WAMM also began providing end-of-life care, as hundreds of their seriously ill members would pass away, often with WAMM members sitting vigil at their bedside.
WAMM volunteer tending plants at previous garden site, back during the days of medical marijuana collectives. Credit: Courtesy of WAMM Phytotherapies.
In 1996, Valerie was a co-author of Proposition 215, the ballot initiative that made California the first state to legalize medical cannabis. The new state law remained in direct conflict with federal law, however, and despite now operating completely openly, WAMM and its members continued to risk arrest and imprisonment for making medical cannabis available to the severely ill, including providing it for free or on a sliding scale to those unable to pay for it.
On September 5, 2002, thirty heavily armed agents of the Drug Enforcement Administration raided WAMM’s garden, holding Valerie, Mike, Suzanne (a paraplegic woman) and Alice at gunpoint, before arresting Valerie and Mike and taking them into custody. The agents laughed as they began the long process of chopping down hundreds of towering cannabis plants grown for the sick and dying.
Alerted to the raid by an emergency phone tree, dozens of WAMM members gathered just outside the garden’s security gate in response, using their wheelchairs, canes and walkers to effectively barricade the DEA inside. With local TV news cameras rolling, these brave WAMM members dared the authorities to drag them off, refusing to end the stand-off until the feds promised to free the garden crew from custody.
WAMM Phytotherapies will resume their mission of compassionate care, providing cannabis to those who need it most. Credit: Justin McIvor.
Once released, however, Mike and Valerie still faced a very real threat of ten years in prison. But instead of backing down, less than two weeks after the DEA raid, they gathered WAMM together on the steps of City Hall, alongside the Mayor of Santa Cruz, to defiantly distribute free medical marijuana to WAMM’s terminally ill members.
Thousands of people rallied in support, marching through the streets of town towards city hall carrying small cannabis plants and placards with pictures of loved ones.

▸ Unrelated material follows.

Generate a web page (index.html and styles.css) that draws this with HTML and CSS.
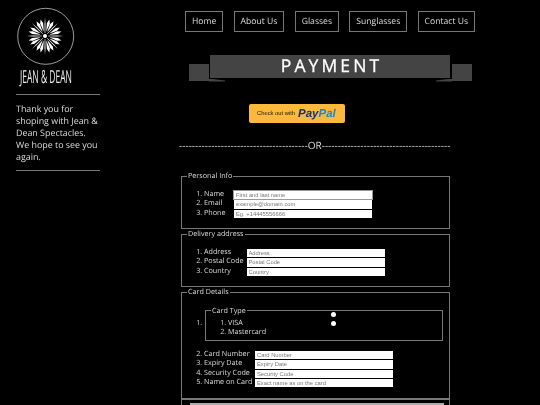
FILE: index.html
```html
<!DOCTYPE html>
<html lang="en">
<head>
<meta charset="utf-8">
<title>Payment</title>
<link rel="stylesheet" href="styles.css">
</head>
<body>
<div class="page">
  <aside class="sidebar">
    <svg class="logo" viewBox="0 0 60 78" width="60" height="78" aria-label="Jean and Dean logo">
      <defs>
        <path id="wedge" d="M-0.1 -5 L-1.5 -13 L0 -17 L1.5 -13 L0.1 -5Z"/>
        <path id="spoke" d="M-0.3 -3 L-0.5 -12 L0 -18.5 L0.5 -12 L0.3 -3Z"/>
      </defs>
      <circle cx="29.7" cy="28.3" r="28" fill="none" stroke="#ddd" stroke-width="0.7"/>
      <g fill="#fff" transform="translate(29 28)">
        <use href="#spoke"/>
        <use href="#wedge" transform="rotate(15)"/>
        <use href="#wedge" transform="rotate(30)"/>
        <use href="#spoke" transform="rotate(45)"/>
        <use href="#wedge" transform="rotate(60)"/>
        <use href="#wedge" transform="rotate(75)"/>
        <use href="#spoke" transform="rotate(90)"/>
        <use href="#wedge" transform="rotate(105)"/>
        <use href="#wedge" transform="rotate(120)"/>
        <use href="#spoke" transform="rotate(135)"/>
        <use href="#wedge" transform="rotate(150)"/>
        <use href="#wedge" transform="rotate(165)"/>
        <use href="#spoke" transform="rotate(180)"/>
        <use href="#wedge" transform="rotate(195)"/>
        <use href="#wedge" transform="rotate(210)"/>
        <use href="#spoke" transform="rotate(225)"/>
        <use href="#wedge" transform="rotate(240)"/>
        <use href="#wedge" transform="rotate(255)"/>
        <use href="#spoke" transform="rotate(270)"/>
        <use href="#wedge" transform="rotate(285)"/>
        <use href="#wedge" transform="rotate(300)"/>
        <use href="#spoke" transform="rotate(315)"/>
        <use href="#wedge" transform="rotate(330)"/>
        <use href="#wedge" transform="rotate(345)"/>
        <circle r="2"/>
      </g>
      <text x="4" y="74.5" textLength="52" lengthAdjust="spacingAndGlyphs" class="logo-text">JEAN &amp; DEAN</text>
    </svg>
    <hr class="rule">
    <p class="thanks">Thank you for shoping with Jean &amp; Dean Spectacles. We hope to see you again.</p>
    <hr class="rule">
  </aside>
  <main class="main">
    <nav class="nav">
      <a class="nav-item">Home</a>
      <a class="nav-item">About Us</a>
      <a class="nav-item">Glasses</a>
      <a class="nav-item">Sunglasses</a>
      <a class="nav-item">Contact Us</a>
    </nav>
    <div class="banner">
      <span class="tail"></span>
      <h1 class="banner-main">PAYMENT</h1>
      <span class="tail"></span>
    </div>
    <a class="paypal"><span class="pp-check">Check out with</span><span class="pp-logo"><b>Pay</b><i>Pal</i></span></a>
    <div class="or">----------------------------------------OR----------------------------------------</div>
    <form class="form">
      <fieldset class="group group-personal">
        <legend>Personal Info</legend>
        <ol class="fields">
          <li><label class="w-a">Name</label><input class="first" placeholder="First and last name"></li>
          <li><label class="w-a">Email</label><input placeholder="example@domain.com"></li>
          <li><label class="w-a">Phone</label><input placeholder="Eg. +14445556666"></li>
        </ol>
      </fieldset>
      <fieldset class="group group-personal">
        <legend>Delivery address</legend>
        <ol class="fields">
          <li><label class="w-b">Address</label><input placeholder="Address"></li>
          <li><label class="w-b">Postal Code</label><input placeholder="Postal Code"></li>
          <li><label class="w-b">Country</label><input placeholder="Country"></li>
        </ol>
      </fieldset>
      <fieldset class="group group-card">
        <legend>Card Details</legend>
        <ol class="fields">
          <li class="type-row">
            <fieldset class="inner">
              <legend>Card Type</legend>
              <ol class="fields inner-list">
                <li><label class="w-r">VISA</label><input class="radio" type="radio" name="card"></li>
                <li><label class="w-r">Mastercard</label><input class="radio" type="radio" name="card"></li>
              </ol>
            </fieldset>
          </li>
          <li><label class="w-c">Card Number</label><input placeholder="Card Number"></li>
          <li><label class="w-c">Expiry Date</label><input placeholder="Expiry Date"></li>
          <li><label class="w-c">Security Code</label><input placeholder="Security Code"></li>
          <li><label class="w-c">Name on Card</label><input placeholder="Exact name as on the card"></li>
        </ol>
      </fieldset>
      <fieldset class="group group-submit">
        <button class="buy" type="button" aria-label="Buy now"></button>
      </fieldset>
    </form>
  </main>
</div>
</body>
</html>
```
FILE: styles.css
```css
* { box-sizing: border-box; }
html, body { margin: 0; height: 405px; overflow: hidden; background: #000; }
body { font-family: "Open Sans", "DejaVu Sans", sans-serif; color: #ddd; font-size: 7.2px; text-rendering: geometricPrecision; }
.page { display: flex; align-items: flex-start; height: 405px; overflow: hidden; will-change: transform; }

.sidebar { width: 100px; margin-left: 16px; flex: none; padding-top: 8px; }
.logo { display: block; overflow: visible; }
.logo-text { font-family: "Open Sans", sans-serif; font-weight: 400; font-size: 18px; fill: #eee; }
.rule { border: 0; height: 1px; background: #777; margin: 8px 0 0; width: 84px; }
.thanks { margin: 8px 0 7px; width: 84px; font-size: 8.9px; line-height: 12px; color: #ddd; }
.thanks + .rule { margin-top: 0; }

.main { flex: none; width: 424px; display: flex; flex-direction: column; }
.nav { display: flex; margin: 11px 0 0 69px; gap: 10.3px; }
.nav-item { height: 21px; padding: 0 6px; border: 1px solid #777; line-height: 19px; font-size: 8.6px; color: #ddd; }

.banner { display: flex; align-items: flex-start; margin: 23px 0 0 73px; width: 283px; height: 26px; }
.tail { width: 20px; height: 17px; margin-top: 9px; background: #444; flex: none; }
.banner-main { position: relative; flex: none; width: 240px; height: 23px; margin: 0 2px 0 1px; padding-left: 3px; background: #444; color: #fff; text-align: center; font-size: 17.5px; line-height: 22px; font-weight: 400; letter-spacing: 3.1px; -webkit-text-stroke: 0.3px #fff; }
.banner-main::before, .banner-main::after { content: ""; position: absolute; top: 23.5px; width: 16px; height: 3px; background: #444; }
.banner-main::before { left: -1px; clip-path: polygon(0 0, 100% 70%, 100% 100%, 0 100%); }
.banner-main::after { right: -2px; clip-path: polygon(100% 0, 0 70%, 0 100%, 100% 100%); }

.paypal { display: flex; align-items: center; align-self: flex-start; margin: 23px 0 0 133px; width: 96px; height: 19px; padding-left: 8px; background: #fcb93c; border-radius: 2px; }
.pp-check { font-family: "Liberation Sans", sans-serif; font-size: 5.8px; color: #111; white-space: nowrap; }
.pp-logo { font-family: "Liberation Sans", sans-serif; font-size: 11.5px; font-style: italic; font-weight: 700; margin-left: 3px; white-space: nowrap; }
.pp-logo b { color: #11307f; }
.pp-logo i { color: #1b88c9; }

.or { margin: 16px 0 0 63px; width: 276px; height: 13px; line-height: 13px; font-size: 10px; white-space: nowrap; overflow: hidden; color: #ddd; }

.form { display: flex; flex-direction: column; margin: 19px 0 0 65px; width: 269px; }
.group { margin: 0; padding: 10px 0 0; border: 1px solid #777; min-width: 0; }
.group > .fields { padding-left: 22px; }
.group-personal { height: 58px; }
.group-card { height: 111.5px; }
.group legend, .inner legend { padding: 0 1px; margin-left: 5px; font-size: 7.2px; line-height: 10px; color: #ddd; }
.group-submit { padding: 3px 0 0 8px; height: 30px; }

.fields { margin: 0; padding: 0; list-style: decimal; }
.fields > li { height: 9.33px; line-height: 7.5px; white-space: nowrap; font-size: 7.2px; }
.fields label { display: inline-block; }
.w-a { width: 30px; }
.w-b { width: 42.5px; }
.w-c { width: 51px; }
.w-r { width: 102.5px; }

input { height: 8.2px; width: 138px; padding: 0 2px; margin: 0; border: 0; background: #fff; font-family: "Liberation Sans", sans-serif; font-size: 5.8px; vertical-align: top; border-radius: 0; outline: 0; }
input::placeholder { color: #777; opacity: 1; }
input.first { outline: 1px solid #999; }

.fields > li.type-row { height: auto; margin: -1.5px 0 10px; }
.inner { margin: 0 0 0 1px; padding: 4.5px 0 0; width: 238px; height: 35.5px; border: 1px solid #777; min-width: 0; }
.inner-list { padding-left: 22px; }
.radio { appearance: none; width: 5px; height: 5px; border-radius: 50%; background: #fff; padding: 0; transform: translateY(-9px); vertical-align: middle; }

.buy { display: block; width: 254px; height: 20px; border: 0; padding: 0; background: #aaa; }
```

With the New York Times, CNN and more than 100 additional media outlets on hand to document any potential showdown, federal authorities failed to show up, beyond circling overhead in a DEA helicopter. So, with support from the City and County of Santa Cruz, and legal assistance from the law professor Gerald Ullman, the ACLU, Bingham-McCutchen, Ben Rice and the Drug Policy Alliance, WAMM sued the US Justice Department, the DEA, and the US Attorney General, ultimately winning an injunction against future enforcement actions issued by a federal court judge who called WAMM “the gold standard” of the medical cannabis movement.

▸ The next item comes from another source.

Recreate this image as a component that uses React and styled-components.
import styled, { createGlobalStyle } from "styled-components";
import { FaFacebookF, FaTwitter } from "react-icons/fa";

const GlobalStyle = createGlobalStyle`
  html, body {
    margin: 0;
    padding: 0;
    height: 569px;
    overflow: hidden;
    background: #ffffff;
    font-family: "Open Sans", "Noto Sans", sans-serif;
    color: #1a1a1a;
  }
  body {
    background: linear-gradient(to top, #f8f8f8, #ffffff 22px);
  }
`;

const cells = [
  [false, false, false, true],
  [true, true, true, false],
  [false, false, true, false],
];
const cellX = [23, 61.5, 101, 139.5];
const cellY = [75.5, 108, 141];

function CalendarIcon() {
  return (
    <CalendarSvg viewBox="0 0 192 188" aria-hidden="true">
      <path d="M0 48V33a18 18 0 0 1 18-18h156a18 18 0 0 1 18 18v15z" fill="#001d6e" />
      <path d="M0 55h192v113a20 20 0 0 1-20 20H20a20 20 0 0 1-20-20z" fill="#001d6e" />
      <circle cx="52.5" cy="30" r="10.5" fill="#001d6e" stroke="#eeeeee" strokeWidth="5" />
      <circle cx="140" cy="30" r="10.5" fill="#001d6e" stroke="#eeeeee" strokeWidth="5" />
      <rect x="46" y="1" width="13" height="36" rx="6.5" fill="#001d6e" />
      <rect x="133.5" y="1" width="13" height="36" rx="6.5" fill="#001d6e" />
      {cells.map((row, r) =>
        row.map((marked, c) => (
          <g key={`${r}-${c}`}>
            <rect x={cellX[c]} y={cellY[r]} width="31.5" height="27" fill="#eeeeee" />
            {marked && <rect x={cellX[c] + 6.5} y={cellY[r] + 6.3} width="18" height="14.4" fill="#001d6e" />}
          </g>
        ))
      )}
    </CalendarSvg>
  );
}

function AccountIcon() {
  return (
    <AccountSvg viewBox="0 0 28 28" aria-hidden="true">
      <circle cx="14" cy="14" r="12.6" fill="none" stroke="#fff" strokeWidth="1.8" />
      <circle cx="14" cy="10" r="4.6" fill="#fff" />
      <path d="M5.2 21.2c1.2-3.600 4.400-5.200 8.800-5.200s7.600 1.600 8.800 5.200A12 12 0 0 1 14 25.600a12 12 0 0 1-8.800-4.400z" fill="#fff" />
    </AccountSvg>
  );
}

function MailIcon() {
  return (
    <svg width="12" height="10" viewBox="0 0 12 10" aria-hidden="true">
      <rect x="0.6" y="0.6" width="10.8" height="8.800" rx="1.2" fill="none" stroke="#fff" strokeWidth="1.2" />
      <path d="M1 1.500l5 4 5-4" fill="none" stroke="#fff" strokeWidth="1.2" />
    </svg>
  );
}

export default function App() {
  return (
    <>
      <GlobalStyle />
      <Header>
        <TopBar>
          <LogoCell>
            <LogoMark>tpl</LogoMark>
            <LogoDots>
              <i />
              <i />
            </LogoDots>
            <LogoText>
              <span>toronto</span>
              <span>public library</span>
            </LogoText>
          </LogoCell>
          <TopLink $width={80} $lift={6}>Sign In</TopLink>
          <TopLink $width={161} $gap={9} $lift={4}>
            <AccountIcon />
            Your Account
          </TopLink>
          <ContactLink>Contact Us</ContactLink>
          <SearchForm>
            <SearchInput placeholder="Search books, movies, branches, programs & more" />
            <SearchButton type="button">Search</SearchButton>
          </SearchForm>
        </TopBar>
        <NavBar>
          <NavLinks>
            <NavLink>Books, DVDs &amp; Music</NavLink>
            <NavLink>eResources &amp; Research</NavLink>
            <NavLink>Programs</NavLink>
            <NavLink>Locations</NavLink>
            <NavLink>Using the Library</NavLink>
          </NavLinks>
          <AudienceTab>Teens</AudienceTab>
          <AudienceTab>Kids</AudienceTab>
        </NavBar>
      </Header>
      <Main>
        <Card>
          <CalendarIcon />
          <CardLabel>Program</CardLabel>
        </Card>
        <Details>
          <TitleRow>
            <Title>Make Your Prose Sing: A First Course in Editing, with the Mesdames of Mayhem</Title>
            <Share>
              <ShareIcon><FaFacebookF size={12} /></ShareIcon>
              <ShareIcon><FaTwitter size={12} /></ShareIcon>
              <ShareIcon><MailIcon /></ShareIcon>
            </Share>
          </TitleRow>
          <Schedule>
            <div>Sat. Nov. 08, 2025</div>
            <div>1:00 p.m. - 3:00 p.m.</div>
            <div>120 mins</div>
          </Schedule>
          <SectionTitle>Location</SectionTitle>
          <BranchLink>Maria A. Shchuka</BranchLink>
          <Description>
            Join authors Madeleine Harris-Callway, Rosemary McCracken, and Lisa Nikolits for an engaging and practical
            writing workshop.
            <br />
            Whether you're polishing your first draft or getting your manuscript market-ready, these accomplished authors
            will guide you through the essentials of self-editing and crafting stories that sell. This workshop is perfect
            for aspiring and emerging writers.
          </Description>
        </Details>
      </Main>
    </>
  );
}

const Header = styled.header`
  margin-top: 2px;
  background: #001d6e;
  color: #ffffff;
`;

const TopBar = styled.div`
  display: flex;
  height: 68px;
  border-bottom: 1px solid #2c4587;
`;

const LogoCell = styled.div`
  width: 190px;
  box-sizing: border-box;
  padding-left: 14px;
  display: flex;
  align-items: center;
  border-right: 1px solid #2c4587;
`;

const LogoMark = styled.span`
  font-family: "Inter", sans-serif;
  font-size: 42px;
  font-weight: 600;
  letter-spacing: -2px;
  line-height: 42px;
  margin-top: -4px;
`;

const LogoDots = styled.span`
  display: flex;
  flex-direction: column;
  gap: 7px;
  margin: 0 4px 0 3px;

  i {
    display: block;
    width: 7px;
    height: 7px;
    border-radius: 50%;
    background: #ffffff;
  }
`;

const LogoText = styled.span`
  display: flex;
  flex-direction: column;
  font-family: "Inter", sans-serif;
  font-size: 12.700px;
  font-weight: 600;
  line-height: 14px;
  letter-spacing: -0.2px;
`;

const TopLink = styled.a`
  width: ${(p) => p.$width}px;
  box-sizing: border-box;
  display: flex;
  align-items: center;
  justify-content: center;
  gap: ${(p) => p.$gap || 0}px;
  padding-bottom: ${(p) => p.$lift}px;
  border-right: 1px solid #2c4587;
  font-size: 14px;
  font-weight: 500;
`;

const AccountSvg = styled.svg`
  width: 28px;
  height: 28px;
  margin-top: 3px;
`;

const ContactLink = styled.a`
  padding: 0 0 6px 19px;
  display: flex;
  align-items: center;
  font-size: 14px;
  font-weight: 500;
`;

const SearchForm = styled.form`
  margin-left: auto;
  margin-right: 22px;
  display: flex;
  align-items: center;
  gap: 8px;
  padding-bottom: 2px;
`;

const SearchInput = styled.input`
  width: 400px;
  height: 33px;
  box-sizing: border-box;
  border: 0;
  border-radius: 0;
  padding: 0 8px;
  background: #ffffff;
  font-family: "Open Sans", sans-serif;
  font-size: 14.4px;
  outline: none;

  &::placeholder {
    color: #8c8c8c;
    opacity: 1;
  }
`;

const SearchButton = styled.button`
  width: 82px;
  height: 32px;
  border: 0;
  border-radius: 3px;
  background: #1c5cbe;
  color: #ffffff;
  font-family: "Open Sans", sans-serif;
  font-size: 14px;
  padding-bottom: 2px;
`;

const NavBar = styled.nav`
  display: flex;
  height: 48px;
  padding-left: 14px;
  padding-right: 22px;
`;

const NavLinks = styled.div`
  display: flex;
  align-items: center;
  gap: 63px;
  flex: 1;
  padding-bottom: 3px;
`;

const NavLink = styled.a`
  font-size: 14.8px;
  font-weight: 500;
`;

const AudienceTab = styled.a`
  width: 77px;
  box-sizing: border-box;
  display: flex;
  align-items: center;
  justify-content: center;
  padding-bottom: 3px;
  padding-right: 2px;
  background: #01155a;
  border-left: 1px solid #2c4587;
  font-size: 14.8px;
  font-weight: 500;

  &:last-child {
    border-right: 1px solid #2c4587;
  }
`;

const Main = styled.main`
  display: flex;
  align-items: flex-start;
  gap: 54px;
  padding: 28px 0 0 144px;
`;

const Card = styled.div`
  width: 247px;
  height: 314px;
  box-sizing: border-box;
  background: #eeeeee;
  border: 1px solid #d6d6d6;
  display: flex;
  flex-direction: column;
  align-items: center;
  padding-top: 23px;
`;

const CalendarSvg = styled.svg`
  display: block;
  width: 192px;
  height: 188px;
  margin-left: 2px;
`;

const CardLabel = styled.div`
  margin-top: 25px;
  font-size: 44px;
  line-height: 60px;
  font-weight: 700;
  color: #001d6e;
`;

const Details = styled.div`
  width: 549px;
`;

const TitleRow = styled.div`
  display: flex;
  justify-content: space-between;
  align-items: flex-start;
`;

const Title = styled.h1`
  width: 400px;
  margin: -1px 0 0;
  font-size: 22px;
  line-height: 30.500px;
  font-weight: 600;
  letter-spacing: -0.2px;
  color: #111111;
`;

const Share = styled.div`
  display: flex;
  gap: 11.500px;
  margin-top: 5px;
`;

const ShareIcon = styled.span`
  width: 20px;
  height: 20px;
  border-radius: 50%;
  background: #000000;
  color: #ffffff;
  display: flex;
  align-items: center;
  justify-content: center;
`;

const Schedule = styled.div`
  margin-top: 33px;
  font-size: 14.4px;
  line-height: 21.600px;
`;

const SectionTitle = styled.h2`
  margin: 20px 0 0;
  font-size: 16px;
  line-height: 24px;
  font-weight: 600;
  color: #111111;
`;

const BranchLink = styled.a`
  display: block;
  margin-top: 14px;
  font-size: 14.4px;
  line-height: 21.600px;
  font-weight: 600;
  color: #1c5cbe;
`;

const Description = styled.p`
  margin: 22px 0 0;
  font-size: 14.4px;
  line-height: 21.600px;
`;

Love grows at the WAMM garden, which was raided by DEA agents in 2002. A the time, the medical collective defiantly replanted. Credit: Courtesy of WAMM Phytotherapies.
The next Spring, WAMM defiantly replanted their garden.It was a major turning point in ending the War on Cannabis. WAMM would continue to operate until January 1, 2018 when new cannabis regulations came into place that prevented the organization from continuing as a collective, and did not include any provisions for compassionate giving.
On March 1st, 2020, The Dennis Peron and Brownie Mary Act officially took effect in California, restoring the ability of legal cannabis suppliers to provide free cannabis to those in need. Valerie Leveroni Corral marked the occasion by officially launching WAMM Phytotherapies, a new, licensed cannabis company (a Public Benefit Corporation) dedicated to making premium quality, regeneratively grown cannabis products accessible and affordable to all, while promoting compassionate access to those in the greatest need.